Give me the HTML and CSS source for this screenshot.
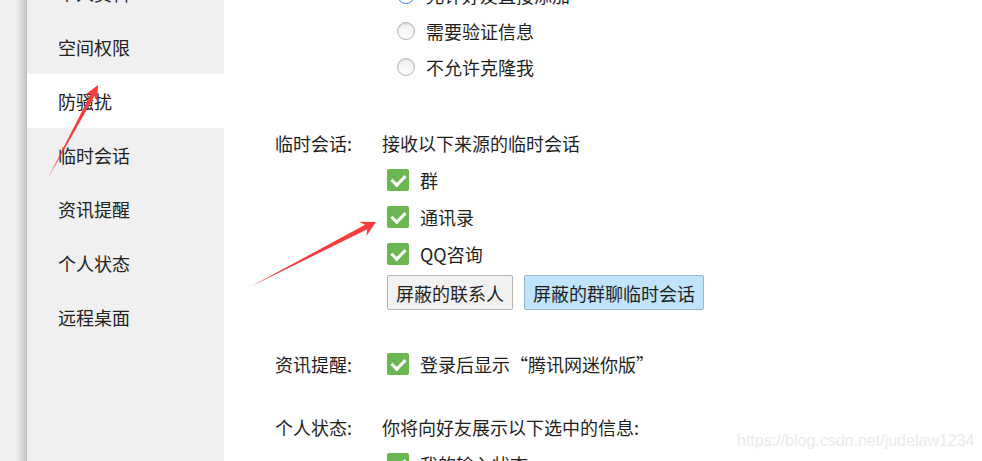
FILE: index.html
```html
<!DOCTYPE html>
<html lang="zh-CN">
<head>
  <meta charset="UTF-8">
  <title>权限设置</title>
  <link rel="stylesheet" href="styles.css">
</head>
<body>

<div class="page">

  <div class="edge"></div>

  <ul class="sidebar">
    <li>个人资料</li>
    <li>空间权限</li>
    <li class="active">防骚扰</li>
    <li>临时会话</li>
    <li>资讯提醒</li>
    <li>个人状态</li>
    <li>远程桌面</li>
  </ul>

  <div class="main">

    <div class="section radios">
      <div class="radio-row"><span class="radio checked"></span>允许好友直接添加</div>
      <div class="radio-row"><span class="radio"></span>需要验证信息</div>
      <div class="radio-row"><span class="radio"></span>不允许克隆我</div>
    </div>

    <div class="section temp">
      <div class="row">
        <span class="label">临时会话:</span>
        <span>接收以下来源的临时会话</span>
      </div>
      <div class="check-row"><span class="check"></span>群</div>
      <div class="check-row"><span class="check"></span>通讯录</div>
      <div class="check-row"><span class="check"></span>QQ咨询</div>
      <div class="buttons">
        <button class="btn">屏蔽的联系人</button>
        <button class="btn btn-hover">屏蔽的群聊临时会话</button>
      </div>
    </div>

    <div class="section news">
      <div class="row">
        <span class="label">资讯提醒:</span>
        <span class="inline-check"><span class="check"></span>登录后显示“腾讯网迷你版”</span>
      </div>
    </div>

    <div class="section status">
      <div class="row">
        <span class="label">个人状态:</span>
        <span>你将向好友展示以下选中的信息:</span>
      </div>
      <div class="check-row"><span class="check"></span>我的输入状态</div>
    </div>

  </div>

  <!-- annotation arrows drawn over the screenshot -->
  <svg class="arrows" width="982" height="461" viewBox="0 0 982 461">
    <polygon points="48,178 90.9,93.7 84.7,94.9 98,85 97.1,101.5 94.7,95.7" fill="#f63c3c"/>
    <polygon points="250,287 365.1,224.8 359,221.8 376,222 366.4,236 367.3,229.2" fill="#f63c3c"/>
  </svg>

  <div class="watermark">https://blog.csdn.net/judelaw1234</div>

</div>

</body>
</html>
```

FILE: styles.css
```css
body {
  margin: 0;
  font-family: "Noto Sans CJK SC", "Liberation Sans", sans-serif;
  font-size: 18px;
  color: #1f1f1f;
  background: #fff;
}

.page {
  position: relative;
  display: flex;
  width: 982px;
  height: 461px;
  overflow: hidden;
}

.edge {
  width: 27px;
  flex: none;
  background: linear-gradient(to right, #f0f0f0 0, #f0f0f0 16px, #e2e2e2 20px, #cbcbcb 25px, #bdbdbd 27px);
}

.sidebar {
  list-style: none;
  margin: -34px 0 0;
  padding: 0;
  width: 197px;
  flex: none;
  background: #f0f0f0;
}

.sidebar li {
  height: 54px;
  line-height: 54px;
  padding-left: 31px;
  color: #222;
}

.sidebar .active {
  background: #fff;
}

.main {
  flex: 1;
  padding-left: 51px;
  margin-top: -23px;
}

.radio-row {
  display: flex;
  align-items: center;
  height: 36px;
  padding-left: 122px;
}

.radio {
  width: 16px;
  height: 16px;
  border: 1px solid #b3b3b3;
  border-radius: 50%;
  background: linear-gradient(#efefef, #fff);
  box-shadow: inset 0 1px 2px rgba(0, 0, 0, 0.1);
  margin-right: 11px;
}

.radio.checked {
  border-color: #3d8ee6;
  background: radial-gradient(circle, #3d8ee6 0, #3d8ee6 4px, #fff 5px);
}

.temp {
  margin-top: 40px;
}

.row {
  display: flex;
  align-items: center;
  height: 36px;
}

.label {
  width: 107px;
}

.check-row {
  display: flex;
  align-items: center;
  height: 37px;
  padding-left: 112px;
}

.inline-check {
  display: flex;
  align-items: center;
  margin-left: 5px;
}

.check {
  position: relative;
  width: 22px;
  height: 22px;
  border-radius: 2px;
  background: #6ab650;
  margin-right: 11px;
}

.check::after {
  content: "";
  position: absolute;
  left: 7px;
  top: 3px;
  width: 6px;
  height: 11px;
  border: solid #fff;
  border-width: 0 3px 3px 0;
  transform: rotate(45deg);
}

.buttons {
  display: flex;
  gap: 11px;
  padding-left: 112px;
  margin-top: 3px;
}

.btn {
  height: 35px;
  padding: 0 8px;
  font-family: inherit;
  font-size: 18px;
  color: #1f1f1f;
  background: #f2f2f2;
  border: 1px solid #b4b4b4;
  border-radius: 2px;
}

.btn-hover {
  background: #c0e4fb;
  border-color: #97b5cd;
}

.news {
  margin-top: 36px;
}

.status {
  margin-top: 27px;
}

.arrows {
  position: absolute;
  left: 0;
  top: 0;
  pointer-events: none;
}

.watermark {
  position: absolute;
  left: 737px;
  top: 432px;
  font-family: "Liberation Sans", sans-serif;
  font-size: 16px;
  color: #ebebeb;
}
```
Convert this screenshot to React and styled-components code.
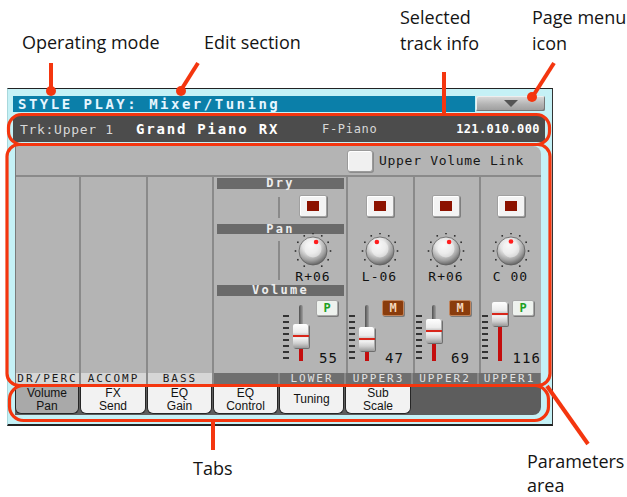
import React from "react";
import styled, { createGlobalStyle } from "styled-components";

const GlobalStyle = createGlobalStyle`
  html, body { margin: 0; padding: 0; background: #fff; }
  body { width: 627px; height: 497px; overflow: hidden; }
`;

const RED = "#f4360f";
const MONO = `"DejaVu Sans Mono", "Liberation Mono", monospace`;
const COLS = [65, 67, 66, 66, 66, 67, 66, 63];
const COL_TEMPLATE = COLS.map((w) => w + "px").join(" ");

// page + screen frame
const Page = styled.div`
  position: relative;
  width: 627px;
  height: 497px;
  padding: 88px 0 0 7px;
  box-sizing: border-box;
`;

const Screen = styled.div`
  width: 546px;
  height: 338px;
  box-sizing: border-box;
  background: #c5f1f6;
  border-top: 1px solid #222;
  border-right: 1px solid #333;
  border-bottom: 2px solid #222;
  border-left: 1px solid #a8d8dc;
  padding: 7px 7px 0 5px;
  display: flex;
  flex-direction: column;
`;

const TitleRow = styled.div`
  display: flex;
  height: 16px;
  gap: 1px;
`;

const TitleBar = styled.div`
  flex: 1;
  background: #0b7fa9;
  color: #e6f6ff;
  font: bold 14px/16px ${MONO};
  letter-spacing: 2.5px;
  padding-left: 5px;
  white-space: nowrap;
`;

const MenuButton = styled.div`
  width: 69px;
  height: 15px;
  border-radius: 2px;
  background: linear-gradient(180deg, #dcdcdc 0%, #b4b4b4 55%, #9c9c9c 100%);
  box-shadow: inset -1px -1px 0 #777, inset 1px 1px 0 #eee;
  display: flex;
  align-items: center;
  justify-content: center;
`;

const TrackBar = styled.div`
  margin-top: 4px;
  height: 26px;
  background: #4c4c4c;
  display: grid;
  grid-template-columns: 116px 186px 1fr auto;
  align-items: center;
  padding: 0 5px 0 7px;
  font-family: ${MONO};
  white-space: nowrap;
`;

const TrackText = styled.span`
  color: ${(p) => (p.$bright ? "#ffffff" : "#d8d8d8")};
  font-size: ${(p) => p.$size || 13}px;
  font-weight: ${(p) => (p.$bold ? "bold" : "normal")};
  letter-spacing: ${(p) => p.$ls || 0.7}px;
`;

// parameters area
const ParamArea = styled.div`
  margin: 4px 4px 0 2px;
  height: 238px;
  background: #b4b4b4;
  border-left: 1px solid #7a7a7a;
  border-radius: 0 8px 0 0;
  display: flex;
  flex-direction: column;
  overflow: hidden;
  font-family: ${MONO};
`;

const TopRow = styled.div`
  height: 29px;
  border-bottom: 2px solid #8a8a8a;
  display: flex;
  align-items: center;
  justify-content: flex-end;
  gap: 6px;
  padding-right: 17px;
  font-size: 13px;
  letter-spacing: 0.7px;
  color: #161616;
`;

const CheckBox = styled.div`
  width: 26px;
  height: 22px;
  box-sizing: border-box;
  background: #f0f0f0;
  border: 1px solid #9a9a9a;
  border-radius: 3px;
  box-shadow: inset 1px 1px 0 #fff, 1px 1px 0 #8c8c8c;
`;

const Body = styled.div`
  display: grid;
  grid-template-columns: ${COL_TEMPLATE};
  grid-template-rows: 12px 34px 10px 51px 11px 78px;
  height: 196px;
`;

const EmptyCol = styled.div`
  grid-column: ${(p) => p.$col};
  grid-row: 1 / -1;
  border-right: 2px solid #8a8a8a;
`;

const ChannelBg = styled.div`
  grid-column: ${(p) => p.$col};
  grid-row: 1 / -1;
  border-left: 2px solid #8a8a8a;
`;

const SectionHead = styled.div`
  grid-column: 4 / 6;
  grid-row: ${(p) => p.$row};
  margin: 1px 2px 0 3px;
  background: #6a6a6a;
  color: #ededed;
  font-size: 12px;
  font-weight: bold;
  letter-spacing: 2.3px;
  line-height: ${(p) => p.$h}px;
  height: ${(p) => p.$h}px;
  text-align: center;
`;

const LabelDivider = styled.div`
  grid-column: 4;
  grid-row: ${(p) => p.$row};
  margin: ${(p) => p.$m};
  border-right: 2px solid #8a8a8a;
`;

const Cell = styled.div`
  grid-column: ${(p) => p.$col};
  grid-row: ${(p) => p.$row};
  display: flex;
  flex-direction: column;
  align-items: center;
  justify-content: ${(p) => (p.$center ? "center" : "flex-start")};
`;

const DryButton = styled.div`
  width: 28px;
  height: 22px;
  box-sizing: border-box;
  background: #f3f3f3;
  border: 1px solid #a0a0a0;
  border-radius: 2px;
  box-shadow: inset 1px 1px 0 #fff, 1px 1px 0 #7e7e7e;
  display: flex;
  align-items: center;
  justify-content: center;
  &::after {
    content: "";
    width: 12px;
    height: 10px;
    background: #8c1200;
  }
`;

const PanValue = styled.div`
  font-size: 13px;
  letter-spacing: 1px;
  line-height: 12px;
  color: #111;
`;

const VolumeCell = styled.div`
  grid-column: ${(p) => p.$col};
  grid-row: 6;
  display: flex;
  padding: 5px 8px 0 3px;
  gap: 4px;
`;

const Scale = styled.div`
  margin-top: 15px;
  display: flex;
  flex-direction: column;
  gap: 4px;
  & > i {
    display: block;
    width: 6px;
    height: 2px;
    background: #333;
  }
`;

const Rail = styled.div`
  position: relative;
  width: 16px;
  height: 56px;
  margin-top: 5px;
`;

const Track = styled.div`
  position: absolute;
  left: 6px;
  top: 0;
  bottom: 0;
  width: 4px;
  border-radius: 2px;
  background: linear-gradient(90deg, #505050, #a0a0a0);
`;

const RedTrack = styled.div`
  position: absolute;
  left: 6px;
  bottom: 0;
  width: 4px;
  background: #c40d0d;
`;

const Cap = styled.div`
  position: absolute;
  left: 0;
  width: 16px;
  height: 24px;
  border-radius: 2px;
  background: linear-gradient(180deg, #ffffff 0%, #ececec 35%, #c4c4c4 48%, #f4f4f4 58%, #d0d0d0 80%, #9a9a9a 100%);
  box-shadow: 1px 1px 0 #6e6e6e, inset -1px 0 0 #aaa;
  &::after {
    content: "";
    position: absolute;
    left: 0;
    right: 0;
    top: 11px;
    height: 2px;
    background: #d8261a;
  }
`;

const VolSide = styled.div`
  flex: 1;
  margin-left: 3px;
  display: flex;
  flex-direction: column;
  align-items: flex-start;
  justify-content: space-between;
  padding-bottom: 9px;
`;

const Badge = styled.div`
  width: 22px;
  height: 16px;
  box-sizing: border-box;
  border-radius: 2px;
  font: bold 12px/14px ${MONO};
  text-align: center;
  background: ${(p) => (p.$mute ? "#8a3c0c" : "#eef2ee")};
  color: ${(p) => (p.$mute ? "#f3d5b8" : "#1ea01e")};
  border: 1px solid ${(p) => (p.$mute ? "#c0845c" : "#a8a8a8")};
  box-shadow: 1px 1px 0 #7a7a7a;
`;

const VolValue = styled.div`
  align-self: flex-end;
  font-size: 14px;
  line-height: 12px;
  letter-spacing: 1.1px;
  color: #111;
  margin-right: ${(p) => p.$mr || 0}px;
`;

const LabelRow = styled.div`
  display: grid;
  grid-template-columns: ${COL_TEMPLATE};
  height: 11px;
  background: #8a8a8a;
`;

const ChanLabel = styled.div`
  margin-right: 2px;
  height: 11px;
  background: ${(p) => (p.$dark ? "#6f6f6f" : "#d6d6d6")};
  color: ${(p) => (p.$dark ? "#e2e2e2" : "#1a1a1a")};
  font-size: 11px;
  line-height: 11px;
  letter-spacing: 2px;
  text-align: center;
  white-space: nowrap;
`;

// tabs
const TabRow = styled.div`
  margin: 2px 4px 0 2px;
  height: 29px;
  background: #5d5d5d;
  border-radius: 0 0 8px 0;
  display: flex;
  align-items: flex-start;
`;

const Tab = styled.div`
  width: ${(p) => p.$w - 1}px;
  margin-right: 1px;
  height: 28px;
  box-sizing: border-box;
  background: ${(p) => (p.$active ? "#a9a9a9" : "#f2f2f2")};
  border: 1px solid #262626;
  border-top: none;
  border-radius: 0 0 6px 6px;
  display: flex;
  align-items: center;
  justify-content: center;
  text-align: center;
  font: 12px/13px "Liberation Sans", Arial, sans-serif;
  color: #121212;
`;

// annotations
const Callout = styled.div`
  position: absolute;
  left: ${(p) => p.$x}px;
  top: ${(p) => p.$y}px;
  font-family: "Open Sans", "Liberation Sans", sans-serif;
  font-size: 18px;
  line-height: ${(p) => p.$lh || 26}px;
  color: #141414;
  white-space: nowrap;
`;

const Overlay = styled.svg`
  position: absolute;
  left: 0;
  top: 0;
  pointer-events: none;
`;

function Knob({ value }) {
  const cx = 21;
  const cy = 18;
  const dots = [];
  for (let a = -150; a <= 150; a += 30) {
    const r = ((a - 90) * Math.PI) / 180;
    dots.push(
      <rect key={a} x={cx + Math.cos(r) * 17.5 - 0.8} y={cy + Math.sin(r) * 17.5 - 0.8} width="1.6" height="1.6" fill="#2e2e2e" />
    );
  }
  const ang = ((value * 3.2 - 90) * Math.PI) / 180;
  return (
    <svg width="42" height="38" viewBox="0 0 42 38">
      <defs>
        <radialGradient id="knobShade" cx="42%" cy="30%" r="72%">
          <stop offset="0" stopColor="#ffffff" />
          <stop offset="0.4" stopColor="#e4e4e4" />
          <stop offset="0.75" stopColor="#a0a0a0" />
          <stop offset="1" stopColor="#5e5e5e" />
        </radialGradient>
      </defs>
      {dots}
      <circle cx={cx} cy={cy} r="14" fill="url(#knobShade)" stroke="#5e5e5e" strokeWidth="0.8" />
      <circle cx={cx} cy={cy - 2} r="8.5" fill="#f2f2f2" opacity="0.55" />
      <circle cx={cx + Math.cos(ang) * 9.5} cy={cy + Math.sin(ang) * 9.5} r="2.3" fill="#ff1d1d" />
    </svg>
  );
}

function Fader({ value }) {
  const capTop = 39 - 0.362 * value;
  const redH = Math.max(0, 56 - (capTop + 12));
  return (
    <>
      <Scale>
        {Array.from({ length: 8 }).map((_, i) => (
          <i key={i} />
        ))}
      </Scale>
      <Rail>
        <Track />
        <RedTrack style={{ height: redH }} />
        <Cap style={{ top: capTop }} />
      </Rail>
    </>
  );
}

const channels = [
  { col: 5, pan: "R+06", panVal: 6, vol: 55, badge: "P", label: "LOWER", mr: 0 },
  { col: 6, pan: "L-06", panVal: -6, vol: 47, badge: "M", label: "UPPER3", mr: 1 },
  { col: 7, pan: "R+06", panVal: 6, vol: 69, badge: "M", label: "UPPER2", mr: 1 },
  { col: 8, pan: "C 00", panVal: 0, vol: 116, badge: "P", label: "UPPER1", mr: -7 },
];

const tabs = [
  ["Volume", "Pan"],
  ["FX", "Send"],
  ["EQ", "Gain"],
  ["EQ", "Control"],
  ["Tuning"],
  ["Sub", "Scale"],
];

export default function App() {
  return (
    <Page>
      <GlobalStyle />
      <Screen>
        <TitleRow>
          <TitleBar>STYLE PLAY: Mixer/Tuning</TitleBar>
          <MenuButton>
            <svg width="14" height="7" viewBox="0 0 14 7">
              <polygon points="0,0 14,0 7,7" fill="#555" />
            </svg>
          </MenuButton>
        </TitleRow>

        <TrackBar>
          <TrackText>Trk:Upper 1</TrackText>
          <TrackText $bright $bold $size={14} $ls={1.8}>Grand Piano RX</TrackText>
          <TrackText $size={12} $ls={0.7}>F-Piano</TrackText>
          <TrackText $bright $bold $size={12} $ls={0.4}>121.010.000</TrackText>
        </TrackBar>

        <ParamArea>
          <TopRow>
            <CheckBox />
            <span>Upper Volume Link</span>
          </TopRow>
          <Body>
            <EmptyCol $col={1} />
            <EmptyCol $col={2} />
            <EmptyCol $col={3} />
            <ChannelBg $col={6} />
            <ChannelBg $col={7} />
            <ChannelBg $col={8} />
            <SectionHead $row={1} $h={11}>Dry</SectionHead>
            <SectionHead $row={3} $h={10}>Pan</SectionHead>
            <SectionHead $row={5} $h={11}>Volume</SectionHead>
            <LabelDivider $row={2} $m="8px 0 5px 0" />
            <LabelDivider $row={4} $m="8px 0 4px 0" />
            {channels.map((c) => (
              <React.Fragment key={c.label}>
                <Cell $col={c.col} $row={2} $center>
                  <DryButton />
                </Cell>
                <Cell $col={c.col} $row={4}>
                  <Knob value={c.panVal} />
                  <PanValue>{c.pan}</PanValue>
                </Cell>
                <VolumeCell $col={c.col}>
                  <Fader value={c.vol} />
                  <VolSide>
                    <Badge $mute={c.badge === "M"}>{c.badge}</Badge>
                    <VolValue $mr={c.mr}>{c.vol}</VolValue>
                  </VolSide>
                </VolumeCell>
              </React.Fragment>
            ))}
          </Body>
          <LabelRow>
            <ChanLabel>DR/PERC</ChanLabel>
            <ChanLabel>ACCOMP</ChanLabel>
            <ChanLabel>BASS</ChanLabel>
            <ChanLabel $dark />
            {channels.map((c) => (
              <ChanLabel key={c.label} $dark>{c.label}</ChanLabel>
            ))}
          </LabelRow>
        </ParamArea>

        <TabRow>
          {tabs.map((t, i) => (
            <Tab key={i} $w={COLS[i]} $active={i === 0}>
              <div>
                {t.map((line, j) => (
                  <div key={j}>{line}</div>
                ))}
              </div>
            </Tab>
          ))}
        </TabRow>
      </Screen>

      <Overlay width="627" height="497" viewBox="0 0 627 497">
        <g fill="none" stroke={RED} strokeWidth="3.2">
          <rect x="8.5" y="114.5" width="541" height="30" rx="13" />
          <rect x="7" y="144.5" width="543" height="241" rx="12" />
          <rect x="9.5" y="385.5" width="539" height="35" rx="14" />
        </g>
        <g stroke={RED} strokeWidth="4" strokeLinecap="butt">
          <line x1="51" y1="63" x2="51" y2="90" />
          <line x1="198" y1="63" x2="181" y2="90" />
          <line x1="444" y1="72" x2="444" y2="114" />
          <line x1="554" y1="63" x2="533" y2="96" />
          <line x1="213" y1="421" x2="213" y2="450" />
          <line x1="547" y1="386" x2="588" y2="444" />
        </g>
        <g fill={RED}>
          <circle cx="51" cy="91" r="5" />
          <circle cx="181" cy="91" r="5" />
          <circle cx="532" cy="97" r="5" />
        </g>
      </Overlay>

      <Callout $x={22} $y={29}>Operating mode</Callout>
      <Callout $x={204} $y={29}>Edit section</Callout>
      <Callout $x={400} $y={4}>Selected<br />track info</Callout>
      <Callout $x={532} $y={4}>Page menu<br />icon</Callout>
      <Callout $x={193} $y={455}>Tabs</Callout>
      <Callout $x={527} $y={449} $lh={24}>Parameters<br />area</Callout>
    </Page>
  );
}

==========

* _Task objective_
Only the lines from the one containing "Convert this screenshot" down to the one containing "const COL_TEMPLATE = COLS.map((w)" should be copied, exactly and with both ends kept. Drop the pictures.

* _Task solution_
Convert this screenshot to React and styled-components code.
import React from "react";
import styled, { createGlobalStyle } from "styled-components";

const GlobalStyle = createGlobalStyle`
  html, body { margin: 0; padding: 0; background: #fff; }
  body { width: 627px; height: 497px; overflow: hidden; }
`;

const RED = "#f4360f";
const MONO = `"DejaVu Sans Mono", "Liberation Mono", monospace`;
const COLS = [65, 67, 66, 66, 66, 67, 66, 63];
const COL_TEMPLATE = COLS.map((w) => w + "px").join(" ");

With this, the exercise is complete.